I guess in those situations crying isn't much good, you need to get over that and do something productive. Don't remember Jesus ever balling his eyes out, he just got on with it! But when thousands dying of stavation becomes so normal that all you can do is accept and not think about it thats such a numb way to be forced into living.
So if anyone feels like a good cry I highly reconmend the Live Aid DVD.

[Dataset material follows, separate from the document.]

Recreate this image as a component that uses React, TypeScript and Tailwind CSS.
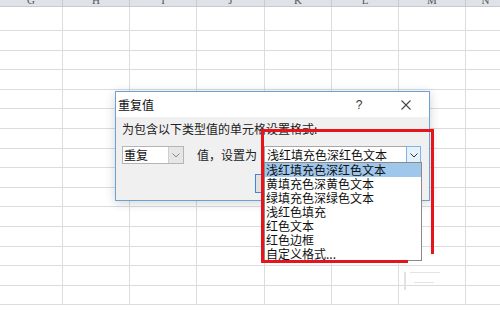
const COLS = [63, 67, 67, 68, 67, 67, 67, 40]
const LETTERS = ['G', 'H', 'I', 'J', 'K', 'L', 'M', 'N']
const ROWS = 15

const OPTIONS = [
  '浅红填充色深红色文本',
  '黄填充色深黄色文本',
  '绿填充色深绿色文本',
  '浅红色填充',
  '红色文本',
  '红色边框',
  '自定义格式...',
]

const cjk = { fontFamily: '"Noto Sans CJK SC", "Noto Sans", sans-serif' }

function Chevron({ className = '' }: { className?: string }) {
  return (
    <svg className={className} width="8" height="5" viewBox="0 0 8 5" fill="none" stroke="currentColor" strokeWidth={1}>
      <path d="M0.5 0.5L4 4L7.5 0.5" />
    </svg>
  )
}

export default function App() {
  return (
    <div className="relative w-[500px] h-[319px] overflow-hidden bg-white" style={cjk}>
      {/* Sheet: column header */}
      <div className="flex h-[7px] overflow-hidden bg-[#dfe3e8] border-b border-[#c6cbd2]">
        {COLS.map((w, i) => (
          <div
            key={i}
            style={{ width: w }}
            className="shrink-0 border-r border-[#c6cbd2] flex justify-center"
          >
            <span className="text-[11px] leading-[11px] -mt-[5px] text-[#555]" style={{ fontFamily: '"Liberation Serif", serif' }}>
              {LETTERS[i]}
            </span>
          </div>
        ))}
      </div>

      {/* Sheet: cells */}
      <div className="flex flex-col">
        {Array.from({ length: ROWS }).map((_, r) => (
          <div key={r} className={`flex border-b border-[#dadcdf] ${r === 0 ? 'h-[24px]' : 'h-[19.6px]'}`}>
            {COLS.map((w, i) => (
              <div key={i} style={{ width: w }} className="shrink-0 border-r border-[#dadcdf]" />
            ))}
          </div>
        ))}
      </div>

      {/* Dialog */}
      <div className="absolute left-[115px] top-[91px] w-[315px] h-[110px] border border-[#6aa2d8] bg-[#f0f0f0] shadow-[0_2px_10px_rgba(0,0,0,0.18)] flex flex-col">
        {/* Title bar */}
        <div className="h-[25px] bg-white flex items-center pl-[2px] shrink-0">
          <span className="text-[12px] text-[#111] flex-1">重复值</span>
          <span className="text-[12px] text-[#333] w-[14px] text-center mr-[35px]" style={{ fontFamily: '"Liberation Sans", sans-serif' }}>?</span>
          <svg className="mr-[18px] text-[#444]" width="10" height="10" viewBox="0 0 10 10" stroke="currentColor" strokeWidth={1.1}>
            <path d="M0.5 0.5L9.5 9.5M9.5 0.5L0.5 9.5" />
          </svg>
        </div>

        {/* Body */}
        <div className="flex-1 px-[6px] pt-[4px]">
          <p className="text-[12px] leading-[16px] text-[#222]">为包含以下类型值的单元格设置格式:</p>
          <div className="flex items-center mt-[9px] h-[18px]">
            <div className="flex w-[62px] h-[18px] border border-[#b5b5b5] bg-white">
              <span className="flex-1 text-[12px] leading-[16px] pl-[1px] text-[#111]">重复</span>
              <div className="w-[15px] bg-[#e6e6e6] border-l border-[#cfcfcf] flex items-center justify-center text-[#888]">
                <Chevron />
              </div>
            </div>
            <span className="text-[12px] text-[#222] ml-[13px]">值，设置为</span>
            <div className="ml-[7px] flex w-[157px] h-[18px] border border-[#a8a8a8] bg-white">
              <span className="flex-1 text-[12px] leading-[16px] pl-[2px] text-[#111]">浅红填充色深红色文本</span>
              <div className="w-[15px] bg-[#e5f1fb] border border-[#7eb4ea] -my-px -mr-px flex items-center justify-center text-[#333]">
                <Chevron />
              </div>
            </div>
          </div>
          {/* OK button, mostly hidden behind list */}
          <div className="mt-[10px] ml-[133px] w-[40px] h-[19px] border border-[#3b88d8] bg-[#e1e1e1]" />
        </div>
      </div>

      {/* Dropdown list */}
      <div className="absolute left-[264px] top-[162px] w-[158px] h-[99px] bg-white border border-[#8a8a8a] flex flex-col">
        {OPTIONS.map((o, i) => (
          <div
            key={o}
            className={`h-[14px] overflow-hidden flex items-center pl-[1px] ${i === 0 ? 'bg-[#9fc7ec]' : ''}`}
          >
            <span className="text-[12px] leading-[13px] text-[#111]">{o}</span>
          </div>
        ))}
      </div>

      {/* Red hand-drawn annotation */}
      <div className="absolute left-[261px] top-[129px] w-[173px] h-[3px] bg-[#e8141c]" />
      <div className="absolute left-[261px] top-[129px] w-[3px] h-[134px] bg-[#e8141c]" />
      <div className="absolute left-[431px] top-[129px] w-[3px] h-[125px] bg-[#e8141c]" />
      <div className="absolute left-[261px] top-[260px] w-[147px] h-[3px] bg-[#e8141c]" />

      {/* faint watermark strokes */}
      <div className="absolute left-[404px] top-[272px] w-[2px] h-[18px] bg-[#e2e2e2]" />
      <div className="absolute left-[410px] top-[272px] w-[30px] h-px bg-[#e4e4e4]" />
      <div className="absolute left-[414px] top-[282px] w-[20px] h-px bg-[#e4e4e4]" />
    </div>
  )
}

Tuesday, November 01, 2005

The good Muslim

Maybe, if Jesus told the story of 'the good Samaritan' (Lk. 10:25) today the story would be 'the good Muslim'.

Life as an Introvert

Got asked to make a speech at my friends up-coming 21st and it just reminded me how much of a shy, introverted person I really am. If I ever do anything outgoing- I really mean it and believe I need to do it/ passionate about it.
Couple of hours before singing at SYG the first night I was really starting to freak my self out and was going on at Keechy about everything. All she said was 'why did you agree to do it then?'. I reckon that was about the most insensitive and upsetting thing she could have said to me at the moment and I nearly lost it- but then I did think about why I did agree to sing (other than the fact that Nick phoned me at uni during a group project so I had to get off the phone). I said yes because I have a belief in musics ability to connect with people and to God, what else could connect and involve so many people at the same time? I love SYG and everything that goes with that and I wanted to help out and apart of that- I would have happily hidden behind a desk job but that wasn't what I was asked to do and I guess you could go on about using our gifts etc.
You would think having performed piano since I was 4yrs I'd be fine and generally with piano I am- but take me out of that comfort zone and it takes more effort and determination on my part.
Also think I work better in small groups- I really don't mind being in large groups and around a lot of people- I'm just more likely to happily sit back and watch everyone else but not imput much myself. Also don't mind having a leadership role within a group but unless I'm there for that exact reason and so make the extra effort- if there is anyone else with a more dominant personality I tend to not fight it and allow them to take over. Not sure it's such a bad thing though- we can't all be completely outgoing or we'd be constantly fighting each other for attention.
So I'd better start writting a speech because unless I have something I can read and a determined attitue- the 21st speech will never happen.